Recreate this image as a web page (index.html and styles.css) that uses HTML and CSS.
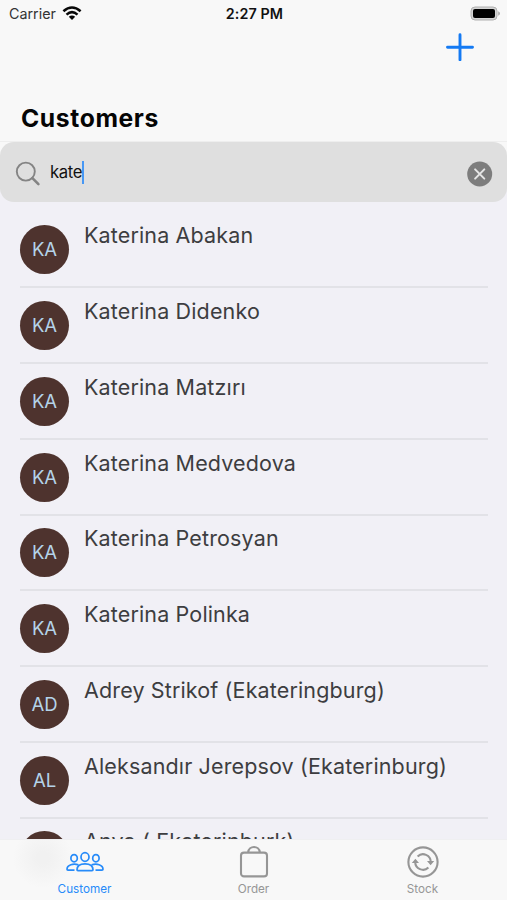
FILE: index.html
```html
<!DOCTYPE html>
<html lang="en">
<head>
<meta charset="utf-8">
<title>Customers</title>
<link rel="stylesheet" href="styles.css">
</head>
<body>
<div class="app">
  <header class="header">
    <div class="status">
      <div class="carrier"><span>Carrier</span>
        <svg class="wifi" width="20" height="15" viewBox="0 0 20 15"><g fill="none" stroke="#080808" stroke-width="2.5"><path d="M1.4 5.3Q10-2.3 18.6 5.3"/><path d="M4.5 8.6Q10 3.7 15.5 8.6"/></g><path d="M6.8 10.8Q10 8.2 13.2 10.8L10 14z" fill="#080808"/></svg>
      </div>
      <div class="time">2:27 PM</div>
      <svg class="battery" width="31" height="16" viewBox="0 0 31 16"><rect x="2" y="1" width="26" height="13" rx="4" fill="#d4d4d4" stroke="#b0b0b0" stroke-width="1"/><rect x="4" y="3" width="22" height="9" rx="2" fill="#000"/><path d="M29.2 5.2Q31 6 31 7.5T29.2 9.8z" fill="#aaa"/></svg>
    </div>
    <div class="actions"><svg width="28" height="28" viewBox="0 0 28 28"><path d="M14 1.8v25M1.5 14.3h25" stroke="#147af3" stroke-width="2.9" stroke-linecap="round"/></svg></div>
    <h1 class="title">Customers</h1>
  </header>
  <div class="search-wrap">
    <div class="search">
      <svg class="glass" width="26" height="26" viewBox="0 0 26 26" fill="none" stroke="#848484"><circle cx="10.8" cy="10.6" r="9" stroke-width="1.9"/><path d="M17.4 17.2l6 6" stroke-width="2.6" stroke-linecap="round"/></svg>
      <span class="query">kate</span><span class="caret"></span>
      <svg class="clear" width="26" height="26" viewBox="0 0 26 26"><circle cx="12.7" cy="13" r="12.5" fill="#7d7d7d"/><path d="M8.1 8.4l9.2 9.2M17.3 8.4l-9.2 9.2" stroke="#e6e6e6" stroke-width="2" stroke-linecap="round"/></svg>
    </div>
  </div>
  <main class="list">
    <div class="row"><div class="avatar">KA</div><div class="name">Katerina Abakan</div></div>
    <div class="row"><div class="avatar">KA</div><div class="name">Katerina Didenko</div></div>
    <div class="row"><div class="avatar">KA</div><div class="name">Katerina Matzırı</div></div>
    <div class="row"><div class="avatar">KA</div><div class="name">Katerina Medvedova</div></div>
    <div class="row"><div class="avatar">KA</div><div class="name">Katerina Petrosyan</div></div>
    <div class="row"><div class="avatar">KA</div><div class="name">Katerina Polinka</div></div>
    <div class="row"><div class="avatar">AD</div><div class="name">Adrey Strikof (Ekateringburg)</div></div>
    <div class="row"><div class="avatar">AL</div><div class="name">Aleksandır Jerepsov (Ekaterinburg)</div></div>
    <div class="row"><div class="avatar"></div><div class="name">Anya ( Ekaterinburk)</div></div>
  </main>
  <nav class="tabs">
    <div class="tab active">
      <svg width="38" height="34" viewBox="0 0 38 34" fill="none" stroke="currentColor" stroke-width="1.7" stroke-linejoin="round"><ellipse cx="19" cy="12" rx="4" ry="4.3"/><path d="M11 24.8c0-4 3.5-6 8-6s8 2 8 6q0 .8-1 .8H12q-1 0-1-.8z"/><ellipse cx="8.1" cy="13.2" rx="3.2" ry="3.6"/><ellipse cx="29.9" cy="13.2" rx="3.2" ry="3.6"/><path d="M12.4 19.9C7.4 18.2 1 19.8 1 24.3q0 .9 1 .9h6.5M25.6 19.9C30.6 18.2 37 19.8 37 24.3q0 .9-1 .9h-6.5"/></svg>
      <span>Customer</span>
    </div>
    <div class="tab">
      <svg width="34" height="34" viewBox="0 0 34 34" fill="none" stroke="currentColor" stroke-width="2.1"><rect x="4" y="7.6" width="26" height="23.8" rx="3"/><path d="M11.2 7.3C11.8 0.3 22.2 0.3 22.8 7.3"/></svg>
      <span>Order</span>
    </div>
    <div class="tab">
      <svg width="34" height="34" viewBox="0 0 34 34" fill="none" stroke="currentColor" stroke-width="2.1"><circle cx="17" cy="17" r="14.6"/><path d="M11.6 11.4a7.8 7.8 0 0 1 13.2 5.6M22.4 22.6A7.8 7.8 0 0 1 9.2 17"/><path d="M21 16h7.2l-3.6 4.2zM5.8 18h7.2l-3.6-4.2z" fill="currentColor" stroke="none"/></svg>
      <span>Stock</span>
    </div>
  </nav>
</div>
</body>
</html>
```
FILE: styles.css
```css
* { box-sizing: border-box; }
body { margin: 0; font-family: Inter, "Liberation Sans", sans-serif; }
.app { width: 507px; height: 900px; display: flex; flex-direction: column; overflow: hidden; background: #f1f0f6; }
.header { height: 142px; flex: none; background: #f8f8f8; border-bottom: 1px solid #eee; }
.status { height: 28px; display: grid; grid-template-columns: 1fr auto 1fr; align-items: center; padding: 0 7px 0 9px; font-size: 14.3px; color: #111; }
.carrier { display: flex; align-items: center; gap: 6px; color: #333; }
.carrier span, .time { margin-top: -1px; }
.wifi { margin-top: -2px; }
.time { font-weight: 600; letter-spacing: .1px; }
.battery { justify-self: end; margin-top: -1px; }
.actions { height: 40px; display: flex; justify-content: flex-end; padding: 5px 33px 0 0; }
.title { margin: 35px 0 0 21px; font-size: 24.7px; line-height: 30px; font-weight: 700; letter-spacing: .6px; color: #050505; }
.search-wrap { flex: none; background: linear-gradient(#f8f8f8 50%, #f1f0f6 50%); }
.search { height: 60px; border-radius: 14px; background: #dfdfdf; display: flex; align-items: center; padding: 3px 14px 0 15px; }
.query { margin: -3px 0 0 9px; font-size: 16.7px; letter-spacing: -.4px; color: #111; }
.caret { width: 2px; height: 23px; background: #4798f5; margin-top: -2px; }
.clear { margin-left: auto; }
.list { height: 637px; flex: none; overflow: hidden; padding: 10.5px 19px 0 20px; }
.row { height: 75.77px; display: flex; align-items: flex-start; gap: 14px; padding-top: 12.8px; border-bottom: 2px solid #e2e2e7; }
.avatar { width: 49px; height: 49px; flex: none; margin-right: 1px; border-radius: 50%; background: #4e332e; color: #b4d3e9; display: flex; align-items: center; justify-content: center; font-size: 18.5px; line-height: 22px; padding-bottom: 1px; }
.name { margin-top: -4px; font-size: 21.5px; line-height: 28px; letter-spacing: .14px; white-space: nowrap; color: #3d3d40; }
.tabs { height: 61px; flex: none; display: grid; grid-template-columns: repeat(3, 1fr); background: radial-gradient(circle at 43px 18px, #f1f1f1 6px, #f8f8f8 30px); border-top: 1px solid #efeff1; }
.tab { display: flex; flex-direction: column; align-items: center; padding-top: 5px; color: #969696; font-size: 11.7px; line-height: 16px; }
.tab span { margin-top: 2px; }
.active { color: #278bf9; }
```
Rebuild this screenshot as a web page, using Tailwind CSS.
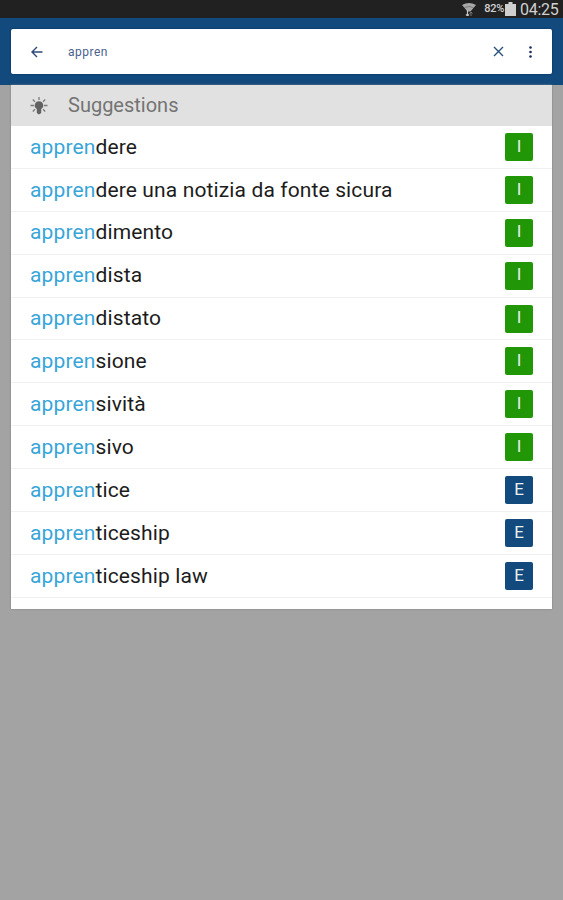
───
:: The exercise ::
Reproduce the full material exactly, excluding the pictures.

:: Solution for this problem ::
Recreate this image as a web page (index.html and styles.css) that uses HTML and CSS.
FILE: index.html
```html
<!DOCTYPE html>
<html lang="en">
<head>
<meta charset="utf-8">
<title>Customers</title>
<link rel="stylesheet" href="styles.css">
</head>
<body>
<div class="app">
  <header class="header">
    <div class="status">
      <div class="carrier"><span>Carrier</span>
        <svg class="wifi" width="20" height="15" viewBox="0 0 20 15"><g fill="none" stroke="#080808" stroke-width="2.5"><path d="M1.4 5.3Q10-2.3 18.6 5.3"/><path d="M4.5 8.6Q10 3.7 15.5 8.6"/></g><path d="M6.8 10.8Q10 8.2 13.2 10.8L10 14z" fill="#080808"/></svg>
      </div>
      <div class="time">2:27 PM</div>
      <svg class="battery" width="31" height="16" viewBox="0 0 31 16"><rect x="2" y="1" width="26" height="13" rx="4" fill="#d4d4d4" stroke="#b0b0b0" stroke-width="1"/><rect x="4" y="3" width="22" height="9" rx="2" fill="#000"/><path d="M29.2 5.2Q31 6 31 7.5T29.2 9.8z" fill="#aaa"/></svg>
    </div>
    <div class="actions"><svg width="28" height="28" viewBox="0 0 28 28"><path d="M14 1.8v25M1.5 14.3h25" stroke="#147af3" stroke-width="2.9" stroke-linecap="round"/></svg></div>
    <h1 class="title">Customers</h1>
  </header>
  <div class="search-wrap">
    <div class="search">
      <svg class="glass" width="26" height="26" viewBox="0 0 26 26" fill="none" stroke="#848484"><circle cx="10.8" cy="10.6" r="9" stroke-width="1.9"/><path d="M17.4 17.2l6 6" stroke-width="2.6" stroke-linecap="round"/></svg>
      <span class="query">kate</span><span class="caret"></span>
      <svg class="clear" width="26" height="26" viewBox="0 0 26 26"><circle cx="12.7" cy="13" r="12.5" fill="#7d7d7d"/><path d="M8.1 8.4l9.2 9.2M17.3 8.4l-9.2 9.2" stroke="#e6e6e6" stroke-width="2" stroke-linecap="round"/></svg>
    </div>
  </div>
  <main class="list">
    <div class="row"><div class="avatar">KA</div><div class="name">Katerina Abakan</div></div>
    <div class="row"><div class="avatar">KA</div><div class="name">Katerina Didenko</div></div>
    <div class="row"><div class="avatar">KA</div><div class="name">Katerina Matzırı</div></div>
    <div class="row"><div class="avatar">KA</div><div class="name">Katerina Medvedova</div></div>
    <div class="row"><div class="avatar">KA</div><div class="name">Katerina Petrosyan</div></div>
    <div class="row"><div class="avatar">KA</div><div class="name">Katerina Polinka</div></div>
    <div class="row"><div class="avatar">AD</div><div class="name">Adrey Strikof (Ekateringburg)</div></div>
    <div class="row"><div class="avatar">AL</div><div class="name">Aleksandır Jerepsov (Ekaterinburg)</div></div>
    <div class="row"><div class="avatar"></div><div class="name">Anya ( Ekaterinburk)</div></div>
  </main>
  <nav class="tabs">
    <div class="tab active">
      <svg width="38" height="34" viewBox="0 0 38 34" fill="none" stroke="currentColor" stroke-width="1.7" stroke-linejoin="round"><ellipse cx="19" cy="12" rx="4" ry="4.3"/><path d="M11 24.8c0-4 3.5-6 8-6s8 2 8 6q0 .8-1 .8H12q-1 0-1-.8z"/><ellipse cx="8.1" cy="13.2" rx="3.2" ry="3.6"/><ellipse cx="29.9" cy="13.2" rx="3.2" ry="3.6"/><path d="M12.4 19.9C7.4 18.2 1 19.8 1 24.3q0 .9 1 .9h6.5M25.6 19.9C30.6 18.2 37 19.8 37 24.3q0 .9-1 .9h-6.5"/></svg>
      <span>Customer</span>
    </div>
    <div class="tab">
      <svg width="34" height="34" viewBox="0 0 34 34" fill="none" stroke="currentColor" stroke-width="2.1"><rect x="4" y="7.6" width="26" height="23.8" rx="3"/><path d="M11.2 7.3C11.8 0.3 22.2 0.3 22.8 7.3"/></svg>
      <span>Order</span>
    </div>
    <div class="tab">
      <svg width="34" height="34" viewBox="0 0 34 34" fill="none" stroke="currentColor" stroke-width="2.1"><circle cx="17" cy="17" r="14.6"/><path d="M11.6 11.4a7.8 7.8 0 0 1 13.2 5.6M22.4 22.6A7.8 7.8 0 0 1 9.2 17"/><path d="M21 16h7.2l-3.6 4.2zM5.8 18h7.2l-3.6-4.2z" fill="currentColor" stroke="none"/></svg>
      <span>Stock</span>
    </div>
  </nav>
</div>
</body>
</html>
```
FILE: styles.css
```css
* { box-sizing: border-box; }
body { margin: 0; font-family: Inter, "Liberation Sans", sans-serif; }
.app { width: 507px; height: 900px; display: flex; flex-direction: column; overflow: hidden; background: #f1f0f6; }
.header { height: 142px; flex: none; background: #f8f8f8; border-bottom: 1px solid #eee; }
.status { height: 28px; display: grid; grid-template-columns: 1fr auto 1fr; align-items: center; padding: 0 7px 0 9px; font-size: 14.3px; color: #111; }
.carrier { display: flex; align-items: center; gap: 6px; color: #333; }
.carrier span, .time { margin-top: -1px; }
.wifi { margin-top: -2px; }
.time { font-weight: 600; letter-spacing: .1px; }
.battery { justify-self: end; margin-top: -1px; }
.actions { height: 40px; display: flex; justify-content: flex-end; padding: 5px 33px 0 0; }
.title { margin: 35px 0 0 21px; font-size: 24.7px; line-height: 30px; font-weight: 700; letter-spacing: .6px; color: #050505; }
.search-wrap { flex: none; background: linear-gradient(#f8f8f8 50%, #f1f0f6 50%); }
.search { height: 60px; border-radius: 14px; background: #dfdfdf; display: flex; align-items: center; padding: 3px 14px 0 15px; }
.query { margin: -3px 0 0 9px; font-size: 16.7px; letter-spacing: -.4px; color: #111; }
.caret { width: 2px; height: 23px; background: #4798f5; margin-top: -2px; }
.clear { margin-left: auto; }
.list { height: 637px; flex: none; overflow: hidden; padding: 10.5px 19px 0 20px; }
.row { height: 75.77px; display: flex; align-items: flex-start; gap: 14px; padding-top: 12.8px; border-bottom: 2px solid #e2e2e7; }
.avatar { width: 49px; height: 49px; flex: none; margin-right: 1px; border-radius: 50%; background: #4e332e; color: #b4d3e9; display: flex; align-items: center; justify-content: center; font-size: 18.5px; line-height: 22px; padding-bottom: 1px; }
.name { margin-top: -4px; font-size: 21.5px; line-height: 28px; letter-spacing: .14px; white-space: nowrap; color: #3d3d40; }
.tabs { height: 61px; flex: none; display: grid; grid-template-columns: repeat(3, 1fr); background: radial-gradient(circle at 43px 18px, #f1f1f1 6px, #f8f8f8 30px); border-top: 1px solid #efeff1; }
.tab { display: flex; flex-direction: column; align-items: center; padding-top: 5px; color: #969696; font-size: 11.7px; line-height: 16px; }
.tab span { margin-top: 2px; }
.active { color: #278bf9; }
```
Rebuild this screenshot as a web page, using Tailwind CSS.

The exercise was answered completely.